Material —

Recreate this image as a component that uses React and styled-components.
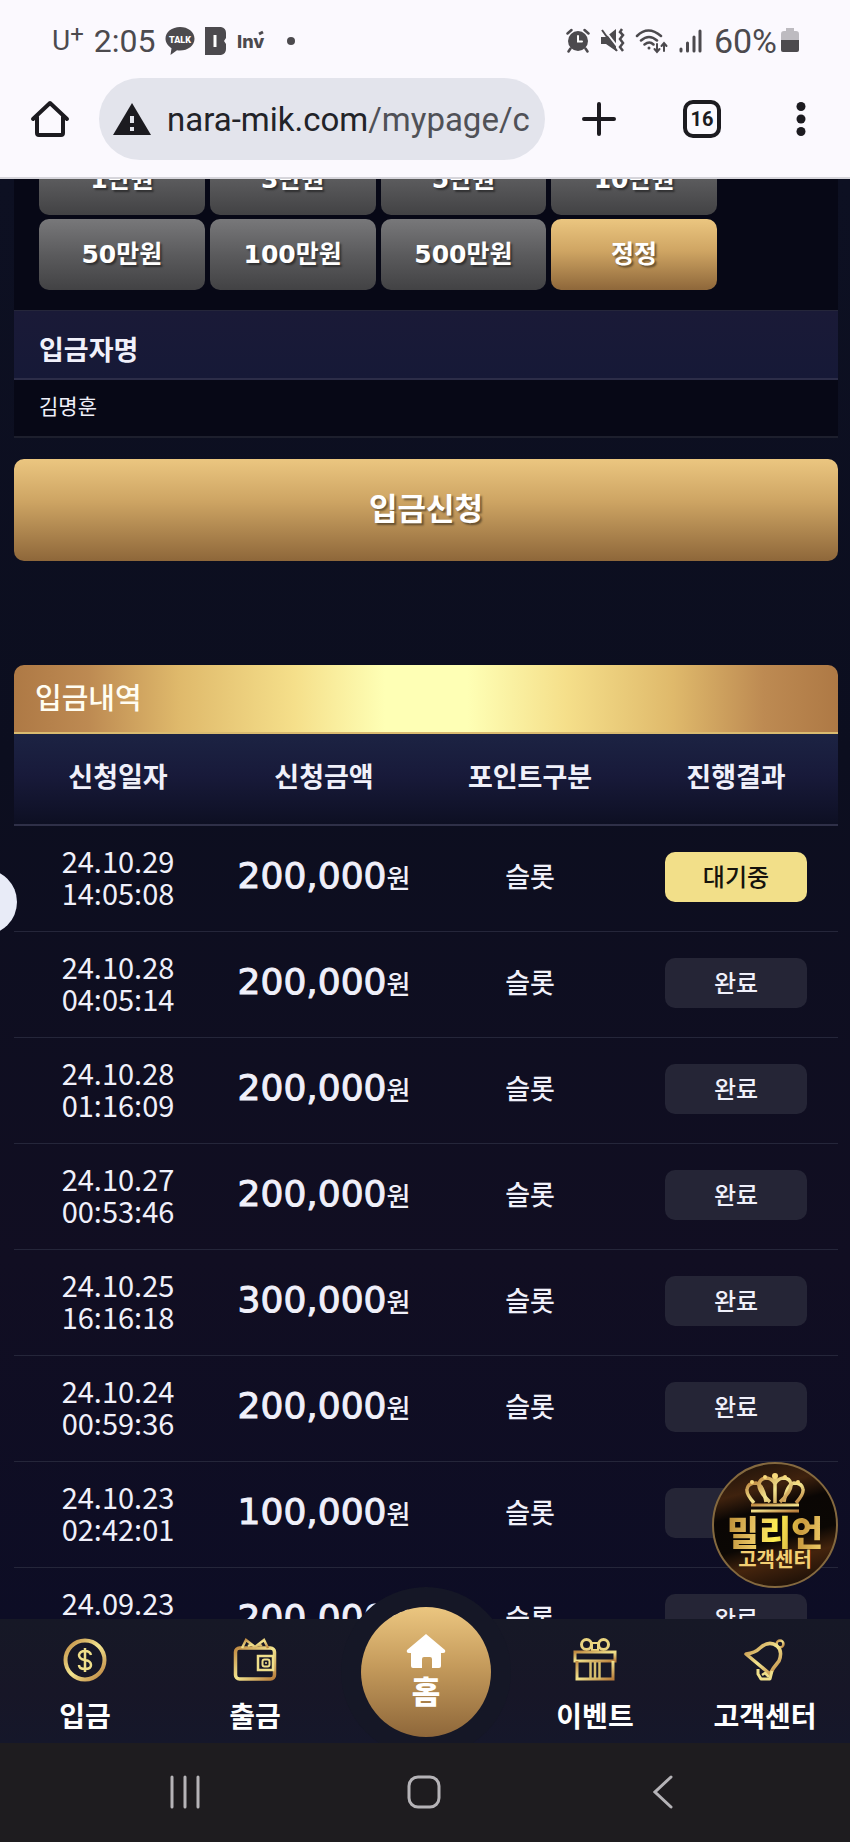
import React, { useLayoutEffect, useRef } from "react";
import styled, { createGlobalStyle } from "styled-components";

const GlobalStyle = createGlobalStyle`
  * {
    box-sizing: border-box;
  }

  body {
    margin: 0;
    background: #0c0e1f;
    color: #f0f0fa;
    font-family: "Noto Sans CJK KR", sans-serif;
  }

  button, input {
    font: inherit;
    color: inherit;
    border: 0;
    padding: 0;
    background: none;
  }

  a {
    color: inherit;
    text-decoration: none;
  }

  svg {
    display: block;
    flex-shrink: 0;
  }
`;

const Screen = styled.div`
  position: relative;
  display: flex;
  flex-direction: column;
  height: 100vh;
  overflow: hidden;
`;

// Status bar and browser toolbar
const TopArea = styled.header`
  flex-shrink: 0;
  background: #fbf9fe;
  border-bottom: 2px solid #d6d5db;
`;

const StatusBar = styled.div`
  display: flex;
  align-items: center;
  justify-content: space-between;
  height: 78px;
  padding: 3px 51px 0 52px;
  color: #4c4a4e;
  font-family: Roboto, sans-serif;
  font-size: 32px;
  line-height: 36px;
`;

const StatusGroup = styled.div`
  display: flex;
  align-items: center;
  gap: 10px;
`;

const Carrier = styled.span`
  font-size: 28px;

  sup {
    font-size: 24px;
    line-height: 0;
    vertical-align: 8px;
  }
`;

const BatteryText = styled.span`
  display: flex;
  align-items: center;
  gap: 4px;
  padding-left: 2px;
  font-size: 34px;
`;

const Toolbar = styled.div`
  display: flex;
  align-items: center;
  justify-content: space-between;
  height: 99px;
  padding: 0 36px 17px 30px;
  color: #1c1b20;
`;

const AddressBar = styled.button`
  display: flex;
  align-items: center;
  flex: 1;
  gap: 16px;
  height: 82px;
  margin: 0 37px 0 29px;
  padding: 0 14px;
  border-radius: 41px;
  background: #e3e4ec;
  color: #222328;
  font-family: Roboto, sans-serif;
  font-size: 33px;
  white-space: nowrap;
  overflow: hidden;
`;

const UrlPath = styled.span`
  color: #505157;
`;

const ToolButton = styled.button`
  display: grid;
  place-items: center;
  margin-left: ${(props) => props.$space || 0}px;
`;

const TabCount = styled.span`
  display: grid;
  place-items: center;
  width: 38px;
  height: 38px;
  border: 4px solid #1c1b20;
  border-radius: 10px;
  font-family: Roboto, sans-serif;
  font-size: 20px;
  font-weight: 700;
`;

// Page content
const Page = styled.main`
  flex: 1;
  min-height: 0;
  overflow-y: auto;
  scrollbar-width: none;
  padding: 0 12px 0 14px;
  background: linear-gradient(#0d1022, #0c0e1f 40%, #110e22 75%, #0d0d25);
`;

const FormPanel = styled.section`
  background: #070816;
  border-bottom: 2px solid #1d1f2d;
`;

const AmountGrid = styled.div`
  display: grid;
  grid-template-columns: repeat(4, 1fr);
  gap: 4px 5px;
  max-width: 728px;
  padding: 0 25px 20px;
`;

const AmountButton = styled.button`
  height: 71px;
  padding-bottom: 6px;
  border-radius: 10px;
  background: ${(props) =>
    props.$gold
      ? "linear-gradient(#ebc680, #cfa563 45%, #8e673a)"
      : "linear-gradient(#78787a, #5b5b5d 50%, #424244)"};
  color: #fff;
  font-family: "DejaVu Sans", "Noto Sans CJK KR", sans-serif;
  font-size: 25px;
  font-weight: 700;
  text-shadow: 2px 2px 2px rgba(0, 0, 0, 0.45);
`;

const FieldLabel = styled.label`
  display: flex;
  align-items: center;
  height: 70px;
  padding: 8px 25px 0;
  border-top: 1px solid #25263a;
  border-bottom: 2px solid #2c2d48;
  background: linear-gradient(#1a1a37, #161937);
  font-size: 27px;
  font-weight: 700;
`;

const FieldInput = styled.input`
  display: block;
  width: 100%;
  height: 56px;
  padding: 0 25px 6px;
  font-size: 21px;
`;

const SubmitButton = styled.button`
  display: block;
  width: 100%;
  height: 102px;
  margin: 21px 0 104px;
  padding-bottom: 8px;
  border-radius: 10px;
  background: linear-gradient(#ebc680, #cda463 42%, #8e673a);
  color: #fff;
  font-size: 31px;
  font-weight: 700;
  text-shadow: 2px 2px 2px rgba(0, 0, 0, 0.45);
`;

const HistoryTitle = styled.h2`
  height: 69px;
  margin: 0;
  padding: 0 21px;
  border-bottom: 2px solid #d9bb70;
  border-radius: 10px 10px 0 0;
  background: linear-gradient(
    90deg,
    #ae7945,
    #bd8a52 9%,
    #dfb96b 20%,
    #f5df8a 34%,
    #feffb5 45%,
    #feffb5 55%,
    #f5df8a 67%,
    #dfb96b 80%,
    #bd8a52 91%,
    #ae7945
  );
  color: #fffdf2;
  font-size: 29px;
  font-weight: 500;
  line-height: 62px;
`;

const HistoryTable = styled.table`
  width: 100%;
  table-layout: fixed;
  border-collapse: separate;
  border-spacing: 0;
  text-align: center;

  th {
    height: 92px;
    padding: 0 0 8px 2px;
    border-bottom: 2px solid #2f3048;
    font-size: 27px;
    font-weight: 700;
  }

  thead {
    background: linear-gradient(#1c2343, #181a3a 45%, #0d0f22);
  }

  td {
    height: 106px;
    padding: 0 0 6px 2px;
    border-bottom: 1px solid #25263a;
    font-size: 27px;
    font-weight: 500;
  }
`;

const DateText = styled.time`
  display: block;
  font-size: 29px;
  font-weight: 400;
  line-height: 32px;
`;

const Amount = styled.span`
  font-family: "DejaVu Sans", sans-serif;
  font-size: 36px;
  font-weight: 400;
  line-height: 48px;
  -webkit-text-stroke: 1px currentColor;
`;

const Won = styled.span`
  font-size: 26px;
  font-weight: 500;
`;

const StatusBadge = styled.span`
  display: block;
  width: 70%;
  height: 50px;
  margin: 2px auto 0;
  border-radius: 10px;
  background: ${(props) => (props.$waiting ? "#f2df89" : "#252536")};
  color: ${(props) => (props.$waiting ? "#15120c" : "#f0f0fa")};
  font-size: 24px;
  line-height: 47px;
`;

// Things floating over the page
const EdgeHandle = styled.button`
  position: absolute;
  top: 869px;
  left: -49px;
  width: 66px;
  height: 66px;
  border-radius: 50%;
  background: #e8ebf7;
`;

const SupportBadge = styled.a`
  position: absolute;
  right: 12px;
  bottom: 254px;
  z-index: 2;
  display: flex;
  flex-direction: column;
  align-items: center;
  width: 126px;
  height: 126px;
  padding-top: 9px;
  border: 2px solid #84693f;
  border-radius: 50%;
  background: linear-gradient(
    165deg,
    #18100a,
    #3f220e 24%,
    #0a0604 38%,
    #0b0704 60%,
    #44240d 74%,
    #0d0805
  );
`;

const BadgeName = styled.span`
  background: linear-gradient(100deg, #b98b35, #e9c463 30%, #fff04f 52%, #c99a3e 75%, #f0cd68);
  background-clip: text;
  color: transparent;
  font-size: 35px;
  font-weight: 900;
  line-height: 36px;
`;

const BadgeLabel = styled.span`
  color: #f3cf72;
  font-size: 20px;
  font-weight: 700;
  line-height: 20px;
`;

// Bottom menus
const BottomMenu = styled.nav`
  position: relative;
  z-index: 1;
  display: grid;
  grid-template-columns: repeat(5, 1fr);
  flex-shrink: 0;
  height: 124px;
  background: linear-gradient(#161826, #171627 60%, #15172a);
`;

const MenuLink = styled.a`
  display: flex;
  flex-direction: column;
  align-items: center;
  gap: 13px;
  padding-top: 19px;
  color: #fff;
  font-size: 28px;
  font-weight: 700;
  line-height: 40px;
`;

const HomeSlot = styled.div`
  position: relative;
`;

const HomeLink = styled.a`
  position: absolute;
  top: -12px;
  left: 50%;
  display: flex;
  flex-direction: column;
  align-items: center;
  width: 130px;
  height: 130px;
  margin-left: -64px;
  padding-top: 27px;
  border-radius: 50%;
  background: linear-gradient(#ebc680, #c59b5c 45%, #8e673a);
  box-shadow: 0 0 0 20px #151726;
  clip-path: inset(-20px -20px -6px);
  color: #fff;
  font-size: 31px;
  font-weight: 900;
  line-height: 44px;
`;

const SystemBar = styled.footer`
  display: grid;
  grid-template-columns: repeat(3, 1fr);
  place-items: center;
  flex-shrink: 0;
  height: 99px;
  padding: 0 68px 2px 66px;
  background: #1e1c1f;
`;

const quickAmounts = ["1만원", "3만원", "5만원", "10만원", "50만원", "100만원", "500만원", "정정"];

const deposits = [
  { date: "24.10.29", time: "14:05:08", amount: "200,000", waiting: true },
  { date: "24.10.28", time: "04:05:14", amount: "200,000" },
  { date: "24.10.28", time: "01:16:09", amount: "200,000" },
  { date: "24.10.27", time: "00:53:46", amount: "200,000" },
  { date: "24.10.25", time: "16:16:18", amount: "300,000" },
  { date: "24.10.24", time: "00:59:36", amount: "200,000" },
  { date: "24.10.23", time: "02:42:01", amount: "100,000" },
  { date: "24.09.23", time: "", amount: "200,000" },
];

const TalkIcon = () => (
  <svg width="30" height="28" viewBox="0 0 30 28">
    <path d="M15 0C7 0 .5 5 .5 11.500c0 4 2.500 7.500 6 9.700L5.500 28l6.500-4.700c1 .1 2 .2 3 .2 8 0 14.500-5 14.500-11.800S23 0 15 0z" fill="#4c4a4e" />
    <text x="15" y="15.500" textAnchor="middle" fontFamily="Roboto" fontWeight="900" fontSize="9" fill="#fff">TALK</text>
  </svg>
);

const BlockIcon = () => (
  <svg width="22" height="28" viewBox="0 0 22 28">
    <path d="M0 0h16q5 1 5 6v5l-2 3 2 3v5q0 5-5 6H0z" fill="#4c4a4e" />
    <path d="M10 8v12" stroke="#fff" strokeWidth="3" />
  </svg>
);

const InvIcon = () => (
  <svg width="30" height="24" viewBox="0 0 30 24">
    <text x="0" y="19" fontFamily="Inter" fontWeight="800" fontSize="18" fill="#4c4a4e">Inv</text>
    <path d="M22 5l4-2" stroke="#4c4a4e" strokeWidth="3" />
  </svg>
);

const AlarmIcon = () => (
  <svg width="24" height="25" viewBox="0 0 24 25" fill="none" stroke="#4c4a4e" strokeWidth="2.500" strokeLinecap="round">
    <circle cx="12" cy="13" r="10" fill="#4c4a4e" stroke="none" />
    <path d="M1.500 5.500l4-3.500M22.500 5.500l-4-3.500M4.500 20.500l-2 3M19.500 20.500l2 3" />
    <path d="M12 8v5.500h4" stroke="#fff" strokeWidth="2" />
  </svg>
);

const MuteIcon = () => (
  <svg width="25" height="25" viewBox="0 0 25 25">
    <path d="M1 9h5l10-8v22L6 16H1z" fill="#4c4a4e" />
    <path d="M3 0l17 22" stroke="#fbf9fe" strokeWidth="2" />
    <path d="M2 2l15 21" stroke="#4c4a4e" strokeWidth="2" />
    <path d="M22 1l-2 3 3 3-3 4 3 4-3 4 3 4" fill="none" stroke="#4c4a4e" strokeWidth="2.500" />
  </svg>
);

const WifiIcon = () => (
  <svg width="34" height="26" viewBox="0 0 34 26" fill="none" stroke="#4c4a4e" strokeWidth="2.500" strokeLinecap="round">
    <path d="M2 8q11-11 24 0M6 12.500q8-7 16 0M9.500 16.500q5-4 9 0" />
    <circle cx="14" cy="20" r="1.500" fill="#4c4a4e" stroke="none" />
    <path d="M22 16v7M19.500 21l2.500 3 2.500-3M29 23v-7M26.500 18l2.500-3 2.500 3" strokeWidth="2" />
  </svg>
);

const SignalIcon = () => (
  <svg width="23" height="24" viewBox="0 0 23 24" stroke="#4c4a4e" strokeWidth="3" strokeLinecap="round">
    <path d="M2 20v2M8.500 14v8M15 8v14M21 2v20" />
  </svg>
);

const BatteryIcon = () => (
  <svg width="18" height="25" viewBox="0 0 18 25">
    <path d="M5 0h8v3h2q3 0 3 3v6H0V6q0-3 3-3h2z" fill="#bdbbc0" />
    <path d="M0 12h18v10q0 2-2 2H2q-2 0-2-2z" fill="#4c4a4e" />
  </svg>
);

const HomeOutlineIcon = () => (
  <svg width="40" height="38" viewBox="0 0 40 38" fill="none" stroke="#1c1b20" strokeWidth="4" strokeLinecap="round" strokeLinejoin="round">
    <path d="M3 19L20 3l17 16" />
    <path d="M7 17v16q0 2 2 2h22q2 0 2-2V17" />
  </svg>
);

const WarningIcon = () => (
  <svg width="38" height="32" viewBox="0 0 38 32">
    <path d="M19 0l19 32H0z" fill="#1c1b20" />
    <path d="M19 13v7M19 24v4" stroke="#e3e4ec" strokeWidth="4" />
  </svg>
);

const GoldDefs = ({ id }) => (
  <defs>
    <linearGradient id={id} x1="0" y1="0" x2="1" y2="1">
      <stop offset="0" stopColor="#c08a42" />
      <stop offset="0.500" stopColor="#f3e58f" />
      <stop offset="1" stopColor="#b87c3a" />
    </linearGradient>
  </defs>
);

const CoinIcon = () => (
  <svg width="44" height="44" viewBox="0 0 44 44" fill="none">
    <GoldDefs id="coin" />
    <circle cx="22" cy="22" r="19.500" stroke="url(#coin)" strokeWidth="4" />
    <path d="M28 17q-1-4-6-4t-6 4q0 4 6 5t6 5q0 4-6 4t-6-4M22 10v24" stroke="#efdf8b" strokeWidth="2.500" />
  </svg>
);

const WalletIcon = () => (
  <svg width="44" height="44" viewBox="0 0 44 44" fill="none" stroke="url(#wallet)" strokeWidth="3.500">
    <GoldDefs id="wallet" />
    <rect x="2.500" y="10" width="39" height="31" rx="4" />
    <path d="M9 10l4-8 9 7 9-7 4 8M15 8l4-2M29 8l-4-2" strokeWidth="2.500" />
    <g stroke="#efdf8b">
      <rect x="25" y="18" width="15" height="14" strokeWidth="2.500" />
      <rect x="29.500" y="21.500" width="7" height="7" rx="2" strokeWidth="2" />
    </g>
    <circle cx="33" cy="25" r="1" fill="#f3e58f" stroke="none" />
  </svg>
);

const GiftIcon = () => (
  <svg width="44" height="44" viewBox="0 0 44 44" fill="none" stroke="url(#gift)" strokeWidth="3">
    <GoldDefs id="gift" />
    <g stroke="#e9d480">
      <circle cx="13.500" cy="6.500" r="5" strokeWidth="3" />
      <circle cx="30.500" cy="6.500" r="5" strokeWidth="3" />
      <rect x="19" y="5" width="6" height="7" strokeWidth="2" />
    </g>
    <rect x="2" y="14" width="40" height="9" />
    <path d="M4 23v18h36V23" />
    <path d="M17.500 24v17M26.500 24v17M22 24v17" stroke="#d5bd6c" strokeWidth="2.500" />
  </svg>
);

const BellIcon = () => (
  <svg width="44" height="44" viewBox="0 0 44 44" fill="none" stroke="url(#bell)" strokeWidth="3.500" strokeLinejoin="round">
    <GoldDefs id="bell" />
    <circle cx="37" cy="6" r="3.500" strokeWidth="2.500" />
    <path d="M3 16q9-1 14-6 9-8 17-2 6 5 2 15-6 7-9 13L3 16z" />
    <path d="M15 31v5l3 5h9l2-8" stroke="#efdf8b" strokeWidth="3" />
    <path d="M19 37l3-2 4 4" stroke="#efdf8b" strokeWidth="2.500" />
  </svg>
);

const HouseIcon = () => (
  <svg width="40" height="34" viewBox="0 0 40 34">
    <path d="M20 0L39 16q1 3-2 3h-2v13q0 2-2 2h-7v-9q0-2-2-2h-6q-2 0-2 2v9H7q-2 0-2-2V19H3q-3 0-2-3z" fill="#fff" />
  </svg>
);

const CrownIcon = () => (
  <svg width="60" height="40" viewBox="0 0 60 40" fill="none" stroke="url(#crown)" strokeWidth="3.500">
    <GoldDefs id="crown" />
    <path d="M9 30Q1 21 2 16q1-6 9-6 7 1 10 19M51 30q8-9 7-14-1-6-9-6-7 1-10 19" />
    <path d="M25 29Q13 18 14 11q1-6 8-6 6 1 8 6 2-5 8-6 7 0 8 6 1 7-11 18M30 3v27" />
    <path d="M6 32h48M6 38h48" strokeWidth="3" />
    <path d="M9 35h42" strokeDasharray="2 2" strokeWidth="2" />
    <g fill="#f8da7c" stroke="none">
      <circle cx="30" cy="3" r="3" />
      <circle cx="20" cy="4" r="2" />
      <circle cx="40" cy="4" r="2" />
      <circle cx="7" cy="9" r="2" />
      <circle cx="53" cy="9" r="2" />
    </g>
  </svg>
);

const DepositRow = ({ date, time, amount, waiting }) => (
  <tr>
    <td>
      <DateText>{date}</DateText>
      <DateText>{time || "\u00a0"}</DateText>
    </td>
    <td>
      <Amount>{amount}</Amount>
      <Won>원</Won>
    </td>
    <td>슬롯</td>
    <td>
      <StatusBadge $waiting={waiting}>{waiting ? "대기중" : "완료"}</StatusBadge>
    </td>
  </tr>
);

const App = () => {
  const pageRef = useRef(null);

  useLayoutEffect(() => {
    pageRef.current.scrollTop = 35;
  }, []);

  return (
    <Screen>
      <GlobalStyle />
      <TopArea>
        <StatusBar>
          <StatusGroup>
            <Carrier>
              U<sup>+</sup>
            </Carrier>
            <span>2:05</span>
            <TalkIcon />
            <BlockIcon />
            <InvIcon />
            <svg width="30" height="8" viewBox="0 0 30 8">
              <circle cx="14" cy="4" r="4" fill="#4c4a4e" />
            </svg>
          </StatusGroup>
          <StatusGroup>
            <AlarmIcon />
            <MuteIcon />
            <WifiIcon />
            <SignalIcon />
            <BatteryText>
              60%
              <BatteryIcon />
            </BatteryText>
          </StatusGroup>
        </StatusBar>
        <Toolbar>
          <ToolButton aria-label="홈 화면">
            <HomeOutlineIcon />
          </ToolButton>
          <AddressBar>
            <WarningIcon />
            <span>
              nara-mik.com<UrlPath>/mypage/c</UrlPath>
            </span>
          </AddressBar>
          <ToolButton aria-label="새 탭">
            <svg width="34" height="34" viewBox="0 0 34 34" stroke="#1c1b20" strokeWidth="4" strokeLinecap="round">
              <path d="M17 2v30M2 17h30" />
            </svg>
          </ToolButton>
          <ToolButton $space={67}>
            <TabCount>16</TabCount>
          </ToolButton>
          <ToolButton $space={67} aria-label="메뉴">
            <svg width="26" height="34" viewBox="0 0 26 34" fill="#1c1b20">
              <circle cx="13" cy="4.500" r="4.500" />
              <circle cx="13" cy="17" r="4.500" />
              <circle cx="13" cy="29.500" r="4.500" />
            </svg>
          </ToolButton>
        </Toolbar>
      </TopArea>

      <Page ref={pageRef}>
        <FormPanel>
          <AmountGrid>
            {quickAmounts.map((label) => (
              <AmountButton key={label} $gold={label === "정정"}>
                {label}
              </AmountButton>
            ))}
          </AmountGrid>
          <FieldLabel htmlFor="depositor">입금자명</FieldLabel>
          <FieldInput id="depositor" defaultValue="김명훈" />
        </FormPanel>
        <SubmitButton>입금신청</SubmitButton>

        <HistoryTitle>입금내역</HistoryTitle>
        <HistoryTable>
          <thead>
            <tr>
              <th>신청일자</th>
              <th>신청금액</th>
              <th>포인트구분</th>
              <th>진행결과</th>
            </tr>
          </thead>
          <tbody>
            {deposits.map((item) => (
              <DepositRow key={item.date + item.time} {...item} />
            ))}
          </tbody>
        </HistoryTable>
      </Page>

      <EdgeHandle aria-label="패널 열기" />
      <SupportBadge href="#support">
        <CrownIcon />
        <BadgeName>밀리언</BadgeName>
        <BadgeLabel>고객센터</BadgeLabel>
      </SupportBadge>

      <BottomMenu>
        <MenuLink href="#deposit">
          <CoinIcon />
          입금
        </MenuLink>
        <MenuLink href="#withdraw">
          <WalletIcon />
          출금
        </MenuLink>
        <HomeSlot>
          <HomeLink href="#home">
            <HouseIcon />
            홈
          </HomeLink>
        </HomeSlot>
        <MenuLink href="#event">
          <GiftIcon />
          이벤트
        </MenuLink>
        <MenuLink href="#support">
          <BellIcon />
          고객센터
        </MenuLink>
      </BottomMenu>

      <SystemBar>
        <ToolButton aria-label="최근 앱">
          <svg width="32" height="34" viewBox="0 0 32 34" stroke="#b5b3b7" strokeWidth="3" strokeLinecap="round">
            <path d="M3 2v30M16 2v30M29 2v30" />
          </svg>
        </ToolButton>
        <ToolButton aria-label="홈">
          <svg width="34" height="34" viewBox="0 0 34 34" fill="none" stroke="#b5b3b7" strokeWidth="3">
            <rect x="2" y="2" width="30" height="30" rx="9" />
          </svg>
        </ToolButton>
        <ToolButton aria-label="뒤로">
          <svg width="20" height="34" viewBox="0 0 20 34" fill="none" stroke="#b5b3b7" strokeWidth="3" strokeLinecap="round">
            <path d="M18 2L2 17l16 15" />
          </svg>
        </ToolButton>
      </SystemBar>
    </Screen>
  );
};

export default App;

Your task — Determine how many lines in the listing above hold the string "components", then write only the number.

Answer to this task — 2